Does anyone have any advice here? Who to speak to? What they think the market might do?

Comments

  • +2

    Market falling. Won't free fall but will definitely take a step back and stay there for a few years.

    If you can afford to keep it, do so. It's a buyer's market now and you won't get an optimal price as long as it's still a declining trend.

  • Is it an investment property or your residence?

    • It's an investment. We rent it out on Airbnb full time and make about 12k a year after expenses.

      • +1

        What was the purchase price? Purchase costs? I'm trying to gauge what your yield is.

        What is the expected net income if you rented as a standard rental?

        • +1

          We paid 700k 3 years ago. I feel like we overpaid by about 20k. We are on the 16th with amazing city views. The same apartment on the 31st just sold for 700. The agent I've been speaking to thinks he could get 700 got this one without issue. So if we sold today at 700, we would be at a loss of almost 50k stamp duty + agent fees. As a standard rental I think about 3000 a month. We get about 4500 a month renting on Airbnb before expenses.

          Funnily enough we had a guest from last night literally ask us if we wanted to sell.

        • @lockmc: You make 4500 x 12 months = $54000 pa before expenses, and $12k pa after expenses. Something doesnt add up there. Maybe you should see an accountant. You are making a gross roi of 7.7% which is pretty good considering, but 0 capital gain means you are about break even after costs, well you should be but your after expense returns are abysmal.

        • @garetz: Our expenses does include about 2500 per month of interest on the loan.
          The rest of the expenses are electricity, body corporate (6k a year), electricity, internet, cleaners etc.

        • +1

          @lockmc: So the property is positively geared and you want to sell in a down market? Why?

          If you're paying $2500 in interest a month then you owe almost the whole value of you apartment right? Or your interest rate is way to high. (2500*12/.05% equals $600k loan) and you should probably be able to get under 5% interest rate.

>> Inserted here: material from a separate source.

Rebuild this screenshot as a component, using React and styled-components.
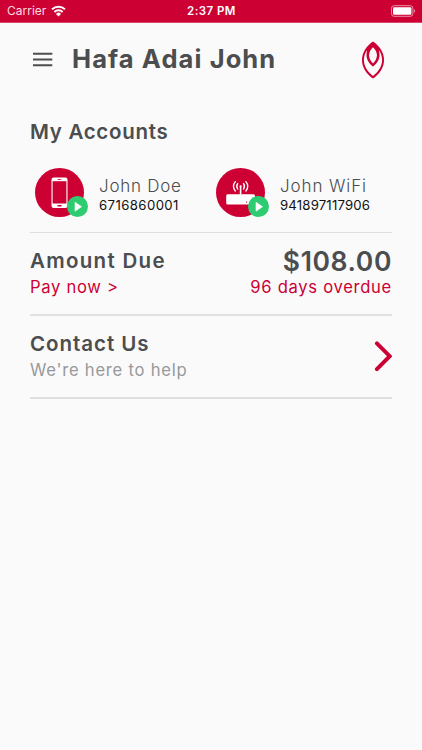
import React from 'react';
import styled, { createGlobalStyle } from 'styled-components';

const GlobalStyle = createGlobalStyle`
    * {
        box-sizing: border-box;
    }
    body {
        margin: 0;
        background-color: #fafafa;
        font-family: Inter, 'Liberation Sans', sans-serif;
        color: #4b4d4f;
    }
`;

const Screen = styled.div`
    min-height: 750px;
    background-color: #fafafa;
`;

const StatusBar = styled.div`
    display: grid;
    grid-template-columns: 1fr auto 1fr;
    align-items: center;
    height: 23px;
    padding: 0 6px 0 7px;
    background-color: #cc0033;
    border-bottom: 1px solid #d6476a;
    color: #fff;
    font-size: 12px;
    line-height: 22px;
`;

const Carrier = styled.div`
    display: flex;
    align-items: center;
    gap: 5px;
    color: #f9dce3;
`;

const Clock = styled.div`
    font-weight: 600;
    font-size: 11.5px;
    letter-spacing: 0.45px;
`;

const Battery = styled.div`
    display: flex;
    justify-content: flex-end;
`;

const Header = styled.header`
    display: flex;
    align-items: center;
    height: 72px;
    padding: 1px 37px 0 33px;
`;

const MenuButton = styled.button`
    display: flex;
    padding: 0;
    margin: 0 19px 0 0;
    border: none;
    background: none;
`;

const Title = styled.h1`
    flex: 1;
    margin: 0 0 1px;
    font-size: 25.5px;
    font-weight: 700;
    line-height: 32px;
    letter-spacing: 1.1px;
    white-space: nowrap;
`;

const Content = styled.main`
    padding: 24px 30px 0;
`;

const Heading = styled.h2`
    margin: 0;
    font-size: 20.5px;
    font-weight: 600;
    line-height: 26px;
    letter-spacing: ${(props) => props.$spacing || '0.7px'};
    white-space: nowrap;
`;

const Accounts = styled.div`
    display: grid;
    grid-template-columns: 181px 181px;
    padding: 23px 0 15px 5px;
    border-bottom: 1px solid #dedede;
`;

const Account = styled.div`
    display: flex;
    align-items: center;
    height: 49px;
`;

const Avatar = styled.div`
    position: relative;
    display: flex;
    width: 49px;
    height: 49px;
    margin-right: 15px;
    border-radius: 50%;
    background-color: #cc0033;
`;

const Badge = styled.svg`
    position: absolute;
    left: 32px;
    top: 28px;
`;

const AccountText = styled.div`
    padding-top: 5px;
    white-space: nowrap;
`;

const AccountName = styled.div`
    font-size: 17px;
    font-weight: 300;
    line-height: 20px;
    letter-spacing: ${(props) => props.$spacing};
`;

const AccountNumber = styled.div`
    color: #111;
    font-size: 13.2px;
    line-height: 18px;
    letter-spacing: ${(props) => props.$spacing};
`;

const Section = styled.section`
    display: flex;
    justify-content: space-between;
    align-items: center;
    height: 83px;
    border-bottom: 2px solid #e0e0e1;
`;

const Side = styled.div`
    text-align: ${(props) => (props.$right ? 'right' : 'left')};
`;

const Amount = styled.div`
    font-size: 26.5px;
    font-weight: 600;
    line-height: 26px;
    letter-spacing: 0.6px;
`;

const Note = styled.div`
    color: ${(props) => props.$color};
    font-size: 16.6px;
    line-height: 26px;
    letter-spacing: ${(props) => props.$spacing || '0.7px'};
    white-space: nowrap;
`;

const WifiIcon = () => (
  <svg width="15" height="12" viewBox="0 0 15 12" fill="none" stroke="#fff" strokeWidth="2">
    <path d="M1 4.4a9.2 9.2 0 0 1 13 0" />
    <path d="M3.4 7a5.8 5.8 0 0 1 8.2 0" />
    <path d="M7.5 11.4L5 8.9a3.5 3.5 0 0 1 5 0z" fill="#fff" stroke="none" />
  </svg>
);

const BatteryIcon = () => (
  <svg width="25" height="12" viewBox="0 0 25 12">
    <rect x="0.5" y="0.7" width="21.4" height="10.6" rx="2.6" fill="none" stroke="#ea91a7" />
    <rect x="2" y="2.2" width="18.4" height="7.6" rx="1.3" fill="#fff" />
    <path d="M23 4.2c1.6.6 1.6 3 0 3.6z" fill="#ea91a7" />
  </svg>
);

const MenuIcon = () => (
  <svg width="20" height="15" viewBox="0 0 20 15" stroke="#4b4d4f" strokeWidth="1.9">
    <path d="M0 1.7h19.3M0 7.5h19.3M0 13.2h19.3" />
  </svg>
);

// outer flame, the gap between the rings, then the inner drop
const Logo = () => (
  <svg width="24" height="38" viewBox="0 0 24 38">
    <path
      d="M12 .5C18 4.500 23 11 23 19C23 27 18 33.500 12 37.500C6 33.500 1 27 1 19C1 11 6 4.500 12 .5z"
      fill="#cc0033"
    />
    <path
      d="M6.200 9C4 12 2.900 15.500 2.900 19C2.900 26 7.500 31.600 12 35C16.500 31.600 21.100 26 21.100 19C21.100 15.500 20 12 17.800 9C18.300 10.700 18.500 12.300 18.500 14C18.500 18.900 15.700 22.900 12 25.500C8.300 22.900 5.500 18.900 5.500 14C5.500 12.300 5.700 10.700 6.200 9z"
      fill="#fafafa"
    />
    <path
      d="M12 6.200C9.800 8.200 8.100 11 8.100 14.200C8.100 17.600 9.800 20.400 12 22.400C14.200 20.400 15.900 17.600 15.900 14.200C15.900 11 14.200 8.200 12 6.200z"
      fill="#fafafa"
    />
  </svg>
);

const PhoneIcon = () => (
  <svg width="49" height="49" viewBox="0 0 49 49">
    <rect x="16.500" y="9.500" width="16" height="30.500" rx="2.200" fill="#fff" />
    <rect x="17.600" y="13.200" width="13.800" height="22.300" fill="#cc0033" />
    <rect x="22.500" y="11" width="4" height="0.800" rx="0.400" fill="#cc0033" />
    <rect x="22.300" y="37" width="4.400" height="1.500" rx="0.700" fill="#cc0033" />
  </svg>
);

const RouterIcon = () => (
  <svg width="49" height="49" viewBox="0 0 49 49">
    <rect x="10.200" y="26.300" width="28.800" height="10.200" rx="1.500" fill="#fff" />
    <path d="M24.600 18.500v8" stroke="#fff" strokeWidth="1.600" />
    <circle cx="24.600" cy="18.300" r="1.100" fill="#fff" />
    <g fill="none" stroke="#fff" strokeWidth="1.300" strokeLinecap="round">
      <path d="M21.700 15.500q-2 2.800 0 5.600M27.500 15.500q2 2.800 0 5.600" />
      <path d="M19.300 13.600q-3.800 4.700 0 9.400M29.900 13.600q3.800 4.700 0 9.400" />
    </g>
    <circle cx="30.600" cy="34.100" r="0.700" fill="#cc0033" />
  </svg>
);

const PlayBadge = () => (
  <Badge width="21" height="21" viewBox="0 0 21 21">
    <circle cx="10.500" cy="10.500" r="10.500" fill="#2ecc71" />
    <path d="M8 6.200L14.500 10.700L8 15.200z" fill="#fff" stroke="#fff" strokeWidth="0.600" strokeLinejoin="round" />
  </Badge>
);

const ChevronIcon = () => (
  <svg width="18" height="31" viewBox="0 0 18 31">
    <path d="M2.900 2.300L15.700 15.200L2.900 28.200" fill="none" stroke="#cc0033" strokeWidth="3.900" strokeLinecap="round" />
  </svg>
);

const accounts = [
  { name: 'John Doe', number: '6716860001', icon: <PhoneIcon />, nameSpacing: '0.75px', numberSpacing: '0.4px' },
  { name: 'John WiFi', number: '941897117906', icon: <RouterIcon />, nameSpacing: '0.9px', numberSpacing: '0.17px' },
];

const App = () => {
  return (
    <Screen>
      <GlobalStyle />
      <StatusBar>
        <Carrier>
          Carrier
          <WifiIcon />
        </Carrier>
        <Clock>2:37 PM</Clock>
        <Battery>
          <BatteryIcon />
        </Battery>
      </StatusBar>
      <Header>
        <MenuButton aria-label="Menu">
          <MenuIcon />
        </MenuButton>
        <Title>Hafa Adai John</Title>
        <Logo />
      </Header>
      <Content>
        <Heading>My Accounts</Heading>
        <Accounts>
          {accounts.map((account) => (
            <Account key={account.number}>
              <Avatar>
                {account.icon}
                <PlayBadge />
              </Avatar>
              <AccountText>
                <AccountName $spacing={account.nameSpacing}>{account.name}</AccountName>
                <AccountNumber $spacing={account.numberSpacing}>{account.number}</AccountNumber>
              </AccountText>
            </Account>
          ))}
        </Accounts>
        <Section>
          <Side>
            <Heading $spacing="1.3px">Amount Due</Heading>
            <Note $color="#cc0033">Pay now &gt;</Note>
          </Side>
          <Side $right>
            <Amount>$108.00</Amount>
            <Note $color="#cc0033">96 days overdue</Note>
          </Side>
        </Section>
        <Section>
          <Side>
            <Heading $spacing="0.95px">Contact Us</Heading>
            <Note $color="#97999b" $spacing="0.77px">We're here to help</Note>
          </Side>
          <ChevronIcon />
        </Section>
      </Content>
    </Screen>
  );
};

export default App;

          So your situation is you have maybe $100k equity in your apartment and its returning you $12,000pa profit. 12% return on you money is very good in this economy. I see no reason to sell at a loss unless you need the cash or your lifestyle is about to change.

        • @stirlo:
          Yep so we have almost 200k equity. Paying 4.88% interest only.

          So this is my question about selling it. I don't know what the market does and doesn't do and not really aware that it's a down market. My concern is the money I'm making from positively gearing it is being offset by the loss in value.. And I'm unsure if or when that loss in value will stop. Southbank is getting alot of new apartment buildings which is scary. This apartment is slightly different in that it's in a prestige building on the Yarra (most are a block or two away) but not sure if that's enough to prevent the oversupply of apartments bringing the price down.

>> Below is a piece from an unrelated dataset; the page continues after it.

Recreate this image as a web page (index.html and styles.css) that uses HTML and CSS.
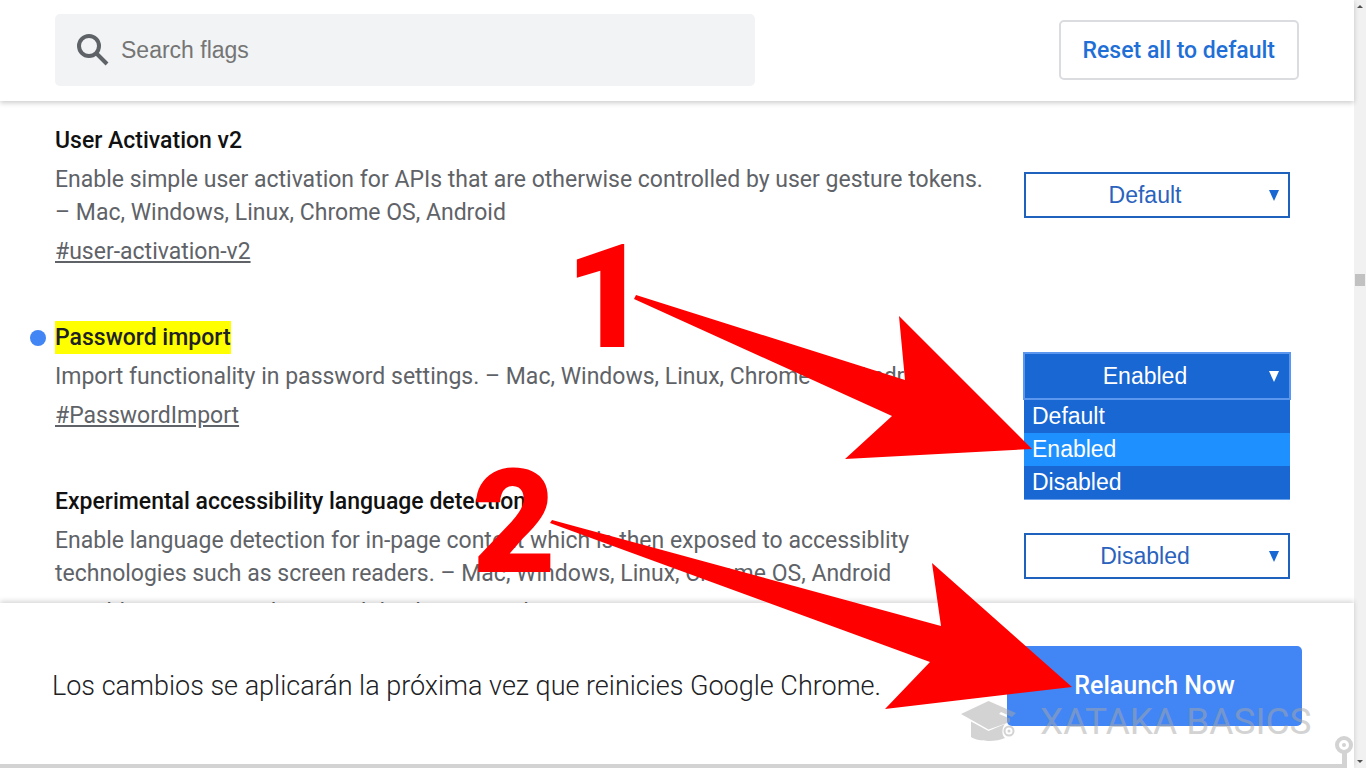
FILE: index.html
```html
<!DOCTYPE html>
<html lang="es">
<head>
  <meta charset="UTF-8" />
  <meta name="viewport" content="width=device-width, initial-scale=1.0" />
  <title>Chrome flags</title>
  <link rel="stylesheet" href="styles.css">
</head>
<body>

  <div class="page">
    <header class="header">
      <label class="search">
        <svg class="search-icon" viewBox="0 0 32 32" aria-hidden="true">
          <circle cx="12" cy="12" r="10" />
          <path d="M19.500 19.500L30 30" />
        </svg>
        <input type="text" placeholder="Search flags" aria-label="Search flags">
      </label>
      <button class="reset" type="button">Reset all to default</button>
    </header>

    <main class="flags">
      <section class="flag">
        <div class="info">
          <h2 id="flag1">User Activation v2</h2>
          <p>Enable simple user activation for APIs that are otherwise controlled by user gesture tokens. – Mac, Windows, Linux, Chrome OS, Android</p>
          <a href="#user-activation-v2">#user-activation-v2</a>
        </div>
        <div class="picker">
          <select aria-labelledby="flag1">
            <option selected>Default</option>
            <option>Enabled</option>
            <option>Disabled</option>
          </select>
        </div>
      </section>

      <section class="flag changed">
        <div class="info">
          <h2 id="flag2"><mark>Password import</mark></h2>
          <p>Import functionality in password settings. – Mac, Windows, Linux, Chrome OS, Android</p>
          <a href="#PasswordImport">#PasswordImport</a>
        </div>
        <div class="picker open">
          <select aria-labelledby="flag2">
            <option>Default</option>
            <option selected>Enabled</option>
            <option>Disabled</option>
          </select>
          <ul class="options">
            <li>Default</li>
            <li class="active">Enabled</li>
            <li>Disabled</li>
          </ul>
        </div>
      </section>

      <section class="flag">
        <div class="info">
          <h2 id="flag3">Experimental accessibility language detection</h2>
          <p>Enable language detection for in-page content which is then exposed to accessiblity technologies such as screen readers. – Mac, Windows, Linux, Chrome OS, Android</p>
          <a href="#enable-experimental-accessibility-language-detection">#enable-experimental-accessibility-language-detection</a>
        </div>
        <div class="picker">
          <select aria-labelledby="flag3">
            <option>Default</option>
            <option>Enabled</option>
            <option selected>Disabled</option>
          </select>
        </div>
      </section>
    </main>

    <footer class="footer">
      <p>Los cambios se aplicarán la próxima vez que reinicies Google Chrome.</p>
      <button class="relaunch" type="button">Relaunch Now</button>
    </footer>
  </div>

  <div class="scrollbar" aria-hidden="true">
    <span class="up"></span>
    <span class="thumb"></span>
    <span class="down"></span>
  </div>

  <svg class="notes" viewBox="0 0 1366 768">
    <!-- watermark -->
    <g class="watermark">
      <path d="M988.500 701L1016 713L1012 717L1001 712L999 714L1010 718.500V722L988.500 729.500L961 714Z" />
      <path d="M971 721.500L988.500 731L1005 724C1002 728 1001 734 1005 738C996 742 979 742 971 737Z" />
      <circle class="ring" cx="1009" cy="731" r="4.500" />
      <circle cx="1009" cy="731" r="1.500" />
      <text x="1040" y="734">XATAKA BASICS</text>
      <path d="M0 764H1342V753H1347V768H0Z" />
      <circle class="ring big" cx="1344" cy="745" r="7" />
      <circle cx="1344" cy="745" r="2" />
    </g>

    <!-- steps -->
    <g class="steps">
      <text x="565" y="347">1</text>
      <text x="472" y="572">2</text>
      <path d="M636 295L905 380L899 316L1032 449L845 459L892 416L634 299Z" />
      <path d="M552 520L941 626L932 563L1072 687L885 709L930 662L550 523Z" />
    </g>
  </svg>

</body>
</html>
```
FILE: styles.css
```css
* {
  box-sizing: border-box;
}
body {
  display: flex;
  position: relative;
  height: 100vh;
  margin: 0;
  overflow: hidden;
  background: #fff;
  color: #202124;
  font-family: Roboto, sans-serif;
  font-size: 23px;
}
h2, p, ul {
  margin: 0;
  padding: 0;
}
.page {
  display: flex;
  flex: 1;
  flex-direction: column;
  min-width: 0;
}

/* top bar */
.header {
  display: flex;
  justify-content: space-between;
  align-items: center;
  gap: 24px;
  padding: 14px 55px 15px;
  background: #fff;
  box-shadow: 0 2px 5px rgba(0, 0, 0, 0.2);
  z-index: 1;
}
.search {
  display: flex;
  align-items: center;
  flex: 0 1 700px;
  gap: 12px;
  height: 72px;
  padding: 0 22px;
  border-radius: 5px;
  background: #f1f3f4;
}
.search-icon {
  width: 32px;
  height: 32px;
  fill: none;
  stroke: #5f6368;
  stroke-width: 4;
}
.search input {
  flex: 1;
  min-width: 0;
  padding: 0;
  border: 0;
  background: none;
  font: 23px "Liberation Sans", sans-serif;
}
.search input::placeholder {
  color: #757575;
}
.reset {
  height: 60px;
  padding: 0 22px;
  border: 2px solid #dadce0;
  border-radius: 5px;
  background: #fff;
  color: #1f6fd6;
  font: 500 23px Roboto, sans-serif;
}

/* list of flags */
.flags {
  flex: 1;
  min-height: 0;
  padding: 23px 64px 0 55px;
  overflow: hidden;
}
.flag {
  display: flex;
  align-items: center;
  justify-content: space-between;
  gap: 24px;
  position: relative;
  margin-bottom: 53px;
}
.info {
  flex: 0 1 940px;
  line-height: 33px;
}
.info h2 {
  margin-bottom: 6px;
  color: #111;
  font-size: 23px;
  font-weight: 500;
}
.info p {
  margin-bottom: 6px;
  color: #5f6368;
}
.info a {
  display: block;
  color: #5f6368;
}
mark {
  display: inline-block;
  background: #ff0;
  color: #202124;
}
.changed::before {
  content: "";
  position: absolute;
  top: 9px;
  left: -25px;
  width: 16px;
  height: 16px;
  border-radius: 50%;
  background: #4285f4;
}
.picker {
  flex: none;
  position: relative;
  width: 266px;
  margin-bottom: 2px;
  font-family: "Liberation Sans", sans-serif;
}
.picker::after {
  content: "";
  position: absolute;
  top: 18px;
  right: 11px;
  border: 5px solid transparent;
  border-top: 11px solid #1967d2;
  border-bottom: 0;
  pointer-events: none;
}
.picker select {
  display: block;
  appearance: none;
  width: 100%;
  height: 46px;
  padding: 0 24px 0 0;
  border: 2px solid #1f62bd;
  border-radius: 0;
  background: #fff;
  color: #2a62bd;
  font: 23px "Liberation Sans", sans-serif;
  text-align: center;
  text-align-last: center;
}
.open select {
  border-color: #1967d2;
  outline: 2px solid #5b97ef;
  outline-offset: -1px;
  background: #1967d2;
  color: #fff;
}
.open::after {
  border-top-color: #fff;
}
.options {
  position: absolute;
  top: 47px;
  left: 0;
  right: 0;
  border-bottom: 1px solid #6ea3ee;
  background: #1967d2;
  color: #fff;
  line-height: 33px;
  list-style: none;
}
.options li {
  padding-left: 8px;
}
.options .active {
  background: #1e90ff;
}

/* relaunch bar */
.footer {
  display: flex;
  align-items: center;
  justify-content: space-between;
  height: 165px;
  padding: 0 52px;
  background: #fff;
  box-shadow: 0 -2px 5px rgba(0, 0, 0, 0.16);
  font-size: 27px;
  font-weight: 350;
  z-index: 1;
}
.relaunch {
  width: 295px;
  height: 80px;
  border: 0;
  border-radius: 5px;
  background: #4285f4;
  color: #fff;
  font: 500 25px Roboto, sans-serif;
}

.scrollbar {
  display: flex;
  flex-direction: column;
  align-items: center;
  width: 12px;
  padding: 5px 0;
  background: #f1f1f1;
}
.up, .down {
  border: 3px solid transparent;
}
.up {
  border-top: 0;
  border-bottom-color: #505050;
}
.down {
  border-bottom: 0;
  border-top-color: #505050;
}
.thumb {
  width: 10px;
  height: 12px;
  margin: 266px 0 auto;
  background: #c1c1c1;
}

/* drawn over the page */
.notes {
  position: absolute;
  top: 0;
  left: 0;
  width: 100%;
  height: 100%;
  pointer-events: none;
  z-index: 2;
}
.steps {
  fill: #f00;
}
.steps text {
  font: 900 145px Roboto, sans-serif;
}
.watermark {
  fill: #a8a8a8;
  opacity: 0.5;
}
.watermark text {
  font: 37px Roboto, sans-serif;
}
.watermark .ring {
  fill: none;
  stroke: #a8a8a8;
  stroke-width: 2;
}
.watermark .big {
  stroke-width: 4;
}
```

        • @lockmc: You have your answer then, now compare the % returns to the risk of the property diving in resell value, and to what % interest you can afford to keep it in a market that is on a downward trajectory. If you lose any principal value you are making a loss, and at that % interest return you are barely making above current interest + inflation. The risk to reward looks very skewed.

          The last time there was a property crash was during the gfc, where prices dropped 5-20%, atm there is a slight drop in the mid-top end of the market, which might not affect your unit, but oversupply will definitely affect it in the future.

  • +6

    Apartments are bad investments.

    I bought an apartment in Southbank 15 years ago and it has not even doubled in price yet. However, that is my residence so I have got value out of it.

    The things with apartments is that you can get good cash flow as the rent is higher compared to houses, but capital growth is terrible. It really depends on what your investment strategy is. Are you wanting capital growth or cash flow?

    Also, I dont see prices of apartments going up anytime soon as there are 1000s of new apartments being built in Southbank every year. If you bought into a MICM apartment in the last 10 years, they have a reputation of being small and terrible quality. Their older stock - around 15-20 years old are much nicer with larger rooms and better quality buildings, although not as many features are newer buildings like party rooms, etc.

    • Best advice

    • +1

      Sydney is different i think

      i know someone bought a 2 bedder unit at chatswood in 2013 for 630k and sold for 1m in 2016

      • Sydney is always different!

    • You will most likely get a better return and fewer hassles by just investing in something like VAP. Rent/income paid quarterly, no hassles, more likely to grow in value vs buying in one location etc etc. You can leverage it up to 70% with many investment lenders/banks if you have high convictions about property returns long term. Peace.

  • I don't think there will be much in the way of capital gains in the apartment market but given you're cash flow positive 12k per year you could consider holding it - but it really depends on how much equity you have in the apartment to generate that 12k to calculate a proper return on your equity.

  • If you are buying an apartment, you're not going to be aiming for capital gains. There is no way you can improve the apartment. The only time an apartment will gain is if you have the penthouse in a genuinely great quality apartment. None in southbank unfortunately.

    You are really aiming for positive gearing with apartments. For the price you pay, you should be aiming a higher rent than a house.

  • +1

    Who to Speak to about Property Advice and Whether I Should Sell My Place in Southbank?

    Well clearly OzBargain for starters…

  • There are 2 reasons you buy property, one is for principal value increase, the other is ROI - return on investment. Actually there is a 3rd as a loss leader for tax purposes but i wont go into that.

    If the principal value is not increasing, then you need to have a much higher Roi for it to be a worthwhile investment at approx double the current interest rate if not more when you take inflation into consideration, so i would be looking at a 10% roi. You said previously you are only making $12k pa, so unless it gives you a substantial tax benefit i would sell.

    Don't listen to people who say if you can afford to keep it do so, you could take your money out of that property and put it to work elsewhere that would make you much better returns, you want to make your money work as hard for you as you possibly can, and keeping a non performing property is not the way to do that.